> EXERCISE AIM
Say only how many lines contain the word "TypeScript".

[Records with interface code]
** BEGIN **

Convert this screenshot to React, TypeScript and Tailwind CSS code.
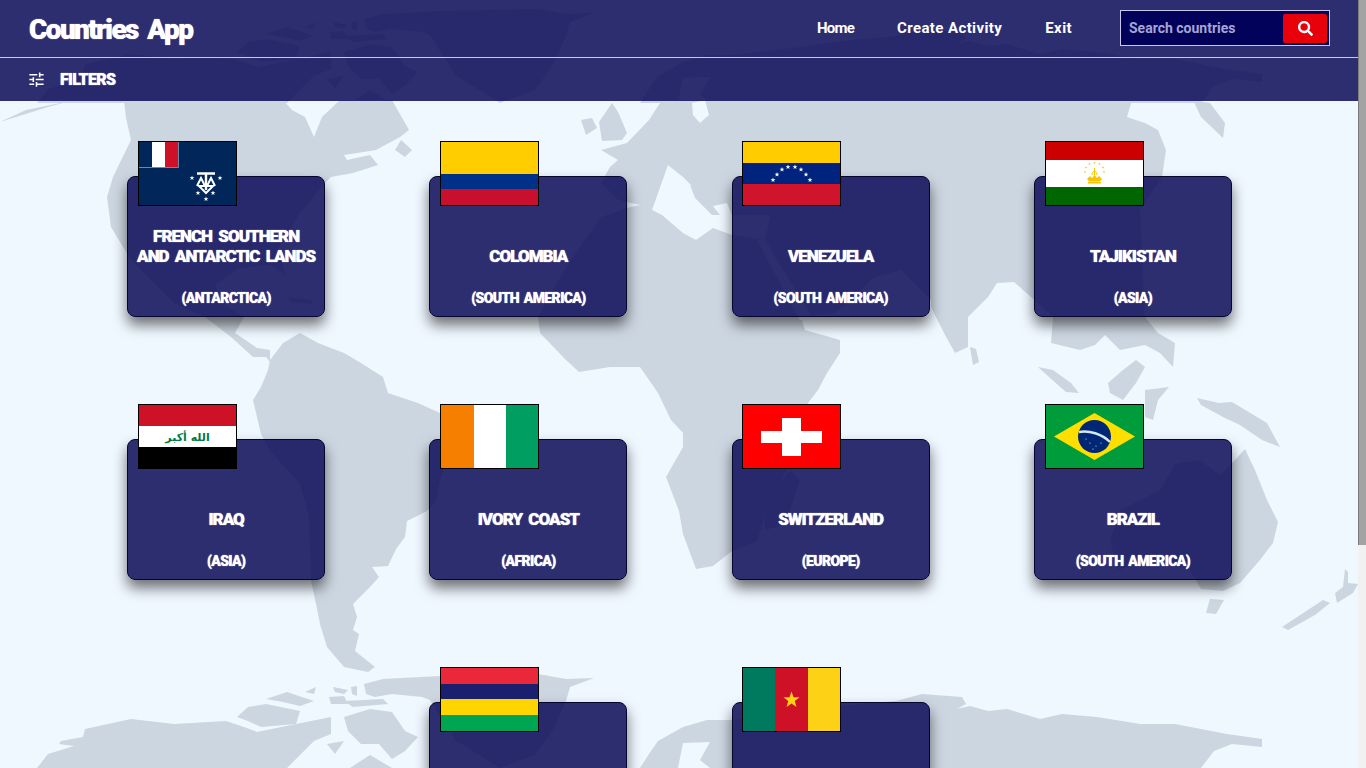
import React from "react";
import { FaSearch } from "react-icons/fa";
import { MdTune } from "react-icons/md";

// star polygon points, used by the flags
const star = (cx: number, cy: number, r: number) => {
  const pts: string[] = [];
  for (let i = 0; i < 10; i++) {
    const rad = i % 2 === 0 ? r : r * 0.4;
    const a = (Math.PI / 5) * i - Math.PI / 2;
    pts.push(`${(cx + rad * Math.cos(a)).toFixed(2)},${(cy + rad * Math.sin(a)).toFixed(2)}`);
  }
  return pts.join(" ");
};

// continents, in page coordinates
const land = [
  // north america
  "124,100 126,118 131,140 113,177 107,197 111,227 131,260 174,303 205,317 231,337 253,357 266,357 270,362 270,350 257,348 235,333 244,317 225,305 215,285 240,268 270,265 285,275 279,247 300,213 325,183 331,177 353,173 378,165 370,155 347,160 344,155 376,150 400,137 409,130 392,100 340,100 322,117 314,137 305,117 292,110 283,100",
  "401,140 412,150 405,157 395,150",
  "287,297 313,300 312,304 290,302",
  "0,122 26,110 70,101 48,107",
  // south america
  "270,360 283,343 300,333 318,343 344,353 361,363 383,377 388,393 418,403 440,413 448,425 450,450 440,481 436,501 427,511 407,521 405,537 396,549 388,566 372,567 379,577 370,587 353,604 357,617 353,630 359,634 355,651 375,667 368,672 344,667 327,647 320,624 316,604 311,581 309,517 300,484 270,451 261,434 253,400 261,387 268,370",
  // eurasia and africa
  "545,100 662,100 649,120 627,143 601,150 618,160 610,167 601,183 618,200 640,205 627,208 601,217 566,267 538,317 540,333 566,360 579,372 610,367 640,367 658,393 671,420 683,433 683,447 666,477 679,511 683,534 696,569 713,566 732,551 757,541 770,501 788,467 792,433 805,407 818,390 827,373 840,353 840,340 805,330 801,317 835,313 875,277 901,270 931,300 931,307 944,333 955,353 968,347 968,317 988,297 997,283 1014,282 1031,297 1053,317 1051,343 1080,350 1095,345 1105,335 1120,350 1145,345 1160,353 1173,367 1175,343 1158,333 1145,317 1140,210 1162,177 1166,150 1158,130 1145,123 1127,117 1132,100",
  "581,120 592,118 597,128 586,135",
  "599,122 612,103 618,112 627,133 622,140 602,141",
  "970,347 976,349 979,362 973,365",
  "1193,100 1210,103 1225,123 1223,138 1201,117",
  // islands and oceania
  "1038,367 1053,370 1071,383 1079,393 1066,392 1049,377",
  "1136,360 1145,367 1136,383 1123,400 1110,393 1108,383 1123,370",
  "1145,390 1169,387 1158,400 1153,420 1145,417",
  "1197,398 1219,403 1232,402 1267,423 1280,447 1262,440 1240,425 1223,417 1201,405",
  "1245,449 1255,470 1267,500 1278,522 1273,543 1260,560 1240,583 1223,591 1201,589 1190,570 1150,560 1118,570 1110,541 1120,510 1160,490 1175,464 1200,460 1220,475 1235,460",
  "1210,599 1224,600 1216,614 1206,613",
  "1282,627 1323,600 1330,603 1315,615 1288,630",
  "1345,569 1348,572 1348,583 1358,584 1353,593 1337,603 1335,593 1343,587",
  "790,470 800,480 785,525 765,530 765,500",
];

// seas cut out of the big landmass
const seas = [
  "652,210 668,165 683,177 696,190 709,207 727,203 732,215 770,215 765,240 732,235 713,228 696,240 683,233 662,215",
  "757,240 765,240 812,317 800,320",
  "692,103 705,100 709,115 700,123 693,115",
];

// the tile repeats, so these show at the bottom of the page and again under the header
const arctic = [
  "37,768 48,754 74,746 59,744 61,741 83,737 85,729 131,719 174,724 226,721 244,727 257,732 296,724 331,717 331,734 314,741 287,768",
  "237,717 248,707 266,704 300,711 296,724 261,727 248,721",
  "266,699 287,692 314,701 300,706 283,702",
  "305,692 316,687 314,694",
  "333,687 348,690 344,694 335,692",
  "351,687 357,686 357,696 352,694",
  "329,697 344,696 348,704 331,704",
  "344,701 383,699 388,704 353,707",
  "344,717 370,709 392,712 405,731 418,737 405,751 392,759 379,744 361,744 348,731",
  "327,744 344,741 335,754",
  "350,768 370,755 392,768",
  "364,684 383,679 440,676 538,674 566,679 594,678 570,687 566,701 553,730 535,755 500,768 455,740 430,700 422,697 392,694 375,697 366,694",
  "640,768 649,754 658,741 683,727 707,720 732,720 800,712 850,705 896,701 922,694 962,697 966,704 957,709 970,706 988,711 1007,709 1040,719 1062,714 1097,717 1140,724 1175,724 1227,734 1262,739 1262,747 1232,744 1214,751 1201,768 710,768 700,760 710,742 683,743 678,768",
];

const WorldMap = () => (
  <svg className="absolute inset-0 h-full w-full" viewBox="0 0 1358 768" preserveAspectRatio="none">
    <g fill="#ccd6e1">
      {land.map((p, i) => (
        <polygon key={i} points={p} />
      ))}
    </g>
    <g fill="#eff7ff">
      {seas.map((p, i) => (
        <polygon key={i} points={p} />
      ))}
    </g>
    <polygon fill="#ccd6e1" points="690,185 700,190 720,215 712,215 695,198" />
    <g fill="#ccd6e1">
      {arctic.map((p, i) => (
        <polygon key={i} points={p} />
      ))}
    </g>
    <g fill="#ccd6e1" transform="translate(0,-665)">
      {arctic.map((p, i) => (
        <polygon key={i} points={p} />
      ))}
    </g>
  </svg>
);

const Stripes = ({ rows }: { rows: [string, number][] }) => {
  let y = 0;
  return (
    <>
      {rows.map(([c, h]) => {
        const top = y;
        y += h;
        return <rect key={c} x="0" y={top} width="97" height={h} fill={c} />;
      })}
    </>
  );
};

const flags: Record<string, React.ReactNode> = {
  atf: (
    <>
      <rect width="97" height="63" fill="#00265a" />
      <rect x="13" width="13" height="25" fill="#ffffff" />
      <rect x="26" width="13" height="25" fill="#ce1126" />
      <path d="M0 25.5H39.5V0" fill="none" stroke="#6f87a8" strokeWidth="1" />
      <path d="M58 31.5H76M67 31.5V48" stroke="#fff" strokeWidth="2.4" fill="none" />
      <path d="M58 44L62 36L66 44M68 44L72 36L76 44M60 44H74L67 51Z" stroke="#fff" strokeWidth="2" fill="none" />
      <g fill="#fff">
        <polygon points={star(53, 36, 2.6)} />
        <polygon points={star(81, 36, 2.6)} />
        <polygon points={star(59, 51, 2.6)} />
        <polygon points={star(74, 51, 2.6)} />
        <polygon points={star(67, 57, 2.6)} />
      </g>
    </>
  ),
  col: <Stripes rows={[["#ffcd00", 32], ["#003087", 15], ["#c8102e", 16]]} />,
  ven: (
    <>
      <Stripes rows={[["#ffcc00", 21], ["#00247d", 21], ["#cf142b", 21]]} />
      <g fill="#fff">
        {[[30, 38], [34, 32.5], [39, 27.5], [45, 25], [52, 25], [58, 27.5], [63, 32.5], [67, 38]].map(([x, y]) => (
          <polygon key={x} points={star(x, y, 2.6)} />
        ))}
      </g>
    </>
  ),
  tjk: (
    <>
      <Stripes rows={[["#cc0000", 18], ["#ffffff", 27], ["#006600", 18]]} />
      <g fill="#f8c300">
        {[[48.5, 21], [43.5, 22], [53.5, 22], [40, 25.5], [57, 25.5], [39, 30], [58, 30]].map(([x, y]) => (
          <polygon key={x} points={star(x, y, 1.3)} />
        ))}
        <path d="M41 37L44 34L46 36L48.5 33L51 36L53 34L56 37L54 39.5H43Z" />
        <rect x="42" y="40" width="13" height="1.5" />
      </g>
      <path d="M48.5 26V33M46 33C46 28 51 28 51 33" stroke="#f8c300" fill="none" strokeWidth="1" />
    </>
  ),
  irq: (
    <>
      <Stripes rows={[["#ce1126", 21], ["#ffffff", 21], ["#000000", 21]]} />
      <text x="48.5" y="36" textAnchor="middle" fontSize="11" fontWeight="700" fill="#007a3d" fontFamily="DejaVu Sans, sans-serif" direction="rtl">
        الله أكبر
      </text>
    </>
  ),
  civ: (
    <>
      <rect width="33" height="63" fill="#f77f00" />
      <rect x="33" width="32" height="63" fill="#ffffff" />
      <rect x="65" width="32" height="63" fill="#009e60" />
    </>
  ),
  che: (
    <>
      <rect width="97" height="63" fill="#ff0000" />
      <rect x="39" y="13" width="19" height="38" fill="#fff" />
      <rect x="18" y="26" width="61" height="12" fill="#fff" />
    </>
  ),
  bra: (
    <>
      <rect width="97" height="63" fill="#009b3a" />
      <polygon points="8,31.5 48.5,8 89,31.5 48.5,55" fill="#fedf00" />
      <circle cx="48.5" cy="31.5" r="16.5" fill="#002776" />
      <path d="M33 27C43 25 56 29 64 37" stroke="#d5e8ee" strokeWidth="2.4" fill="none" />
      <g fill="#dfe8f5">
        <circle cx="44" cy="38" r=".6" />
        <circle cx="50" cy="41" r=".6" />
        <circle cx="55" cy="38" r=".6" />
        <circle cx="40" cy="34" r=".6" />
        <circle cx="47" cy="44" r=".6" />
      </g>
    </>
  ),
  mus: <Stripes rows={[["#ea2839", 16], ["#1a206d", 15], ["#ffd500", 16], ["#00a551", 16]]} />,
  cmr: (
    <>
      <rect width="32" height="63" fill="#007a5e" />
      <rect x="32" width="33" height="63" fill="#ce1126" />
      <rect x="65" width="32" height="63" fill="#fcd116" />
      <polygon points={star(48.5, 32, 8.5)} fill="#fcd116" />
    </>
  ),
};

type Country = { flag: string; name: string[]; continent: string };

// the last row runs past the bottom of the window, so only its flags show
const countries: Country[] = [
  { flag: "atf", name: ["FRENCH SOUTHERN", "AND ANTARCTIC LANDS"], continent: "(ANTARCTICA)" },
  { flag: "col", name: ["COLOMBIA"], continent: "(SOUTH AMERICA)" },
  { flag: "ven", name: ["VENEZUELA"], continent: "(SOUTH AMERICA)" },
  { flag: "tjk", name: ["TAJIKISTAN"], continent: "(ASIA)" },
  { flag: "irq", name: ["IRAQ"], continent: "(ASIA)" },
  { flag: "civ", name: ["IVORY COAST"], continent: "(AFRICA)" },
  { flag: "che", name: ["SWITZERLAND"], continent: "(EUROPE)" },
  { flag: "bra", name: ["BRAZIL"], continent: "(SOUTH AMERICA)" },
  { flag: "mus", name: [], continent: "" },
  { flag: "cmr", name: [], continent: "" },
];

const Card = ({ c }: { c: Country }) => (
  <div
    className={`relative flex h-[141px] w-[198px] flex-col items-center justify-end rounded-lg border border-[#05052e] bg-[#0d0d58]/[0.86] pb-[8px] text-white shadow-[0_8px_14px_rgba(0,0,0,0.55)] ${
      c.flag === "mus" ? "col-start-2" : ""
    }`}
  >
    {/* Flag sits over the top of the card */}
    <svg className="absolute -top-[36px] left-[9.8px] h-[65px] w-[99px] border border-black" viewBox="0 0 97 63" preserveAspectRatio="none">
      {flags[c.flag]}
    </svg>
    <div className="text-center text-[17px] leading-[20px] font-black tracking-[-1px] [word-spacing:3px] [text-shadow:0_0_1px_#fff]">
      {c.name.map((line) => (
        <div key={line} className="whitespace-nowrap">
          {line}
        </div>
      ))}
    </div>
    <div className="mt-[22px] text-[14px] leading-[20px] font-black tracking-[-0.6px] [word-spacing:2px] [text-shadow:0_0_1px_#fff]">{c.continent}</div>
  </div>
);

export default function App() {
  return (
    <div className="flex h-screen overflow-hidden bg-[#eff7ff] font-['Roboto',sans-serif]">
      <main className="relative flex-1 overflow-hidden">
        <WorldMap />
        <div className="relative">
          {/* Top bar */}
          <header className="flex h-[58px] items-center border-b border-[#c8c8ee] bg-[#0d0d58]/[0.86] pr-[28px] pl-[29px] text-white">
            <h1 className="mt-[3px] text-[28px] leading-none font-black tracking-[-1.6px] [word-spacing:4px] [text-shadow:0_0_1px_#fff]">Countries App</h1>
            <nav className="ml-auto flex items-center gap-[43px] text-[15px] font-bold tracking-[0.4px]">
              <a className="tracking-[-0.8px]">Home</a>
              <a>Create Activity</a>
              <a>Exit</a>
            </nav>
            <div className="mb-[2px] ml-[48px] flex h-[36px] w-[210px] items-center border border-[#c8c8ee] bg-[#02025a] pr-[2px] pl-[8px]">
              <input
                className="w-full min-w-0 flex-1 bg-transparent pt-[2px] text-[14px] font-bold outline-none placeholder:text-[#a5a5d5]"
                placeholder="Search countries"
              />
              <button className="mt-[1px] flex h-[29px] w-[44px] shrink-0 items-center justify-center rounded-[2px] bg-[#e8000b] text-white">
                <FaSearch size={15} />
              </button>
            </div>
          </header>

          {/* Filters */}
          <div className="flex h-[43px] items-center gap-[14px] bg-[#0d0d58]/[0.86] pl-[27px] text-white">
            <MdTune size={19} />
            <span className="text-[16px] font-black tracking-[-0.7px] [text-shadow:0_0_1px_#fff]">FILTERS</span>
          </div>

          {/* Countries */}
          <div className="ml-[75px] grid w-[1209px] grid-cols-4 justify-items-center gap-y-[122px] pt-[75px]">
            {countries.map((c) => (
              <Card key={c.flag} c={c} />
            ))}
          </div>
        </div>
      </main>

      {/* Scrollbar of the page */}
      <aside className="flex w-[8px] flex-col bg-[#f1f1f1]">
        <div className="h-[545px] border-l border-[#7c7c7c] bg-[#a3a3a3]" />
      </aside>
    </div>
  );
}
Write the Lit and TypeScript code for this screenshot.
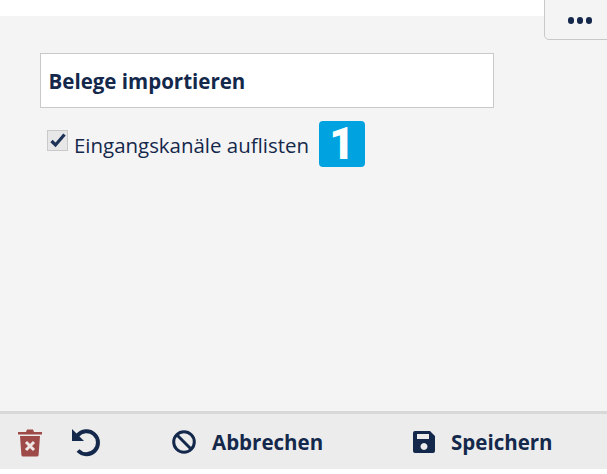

** END **

> CORRECT ANSWER
2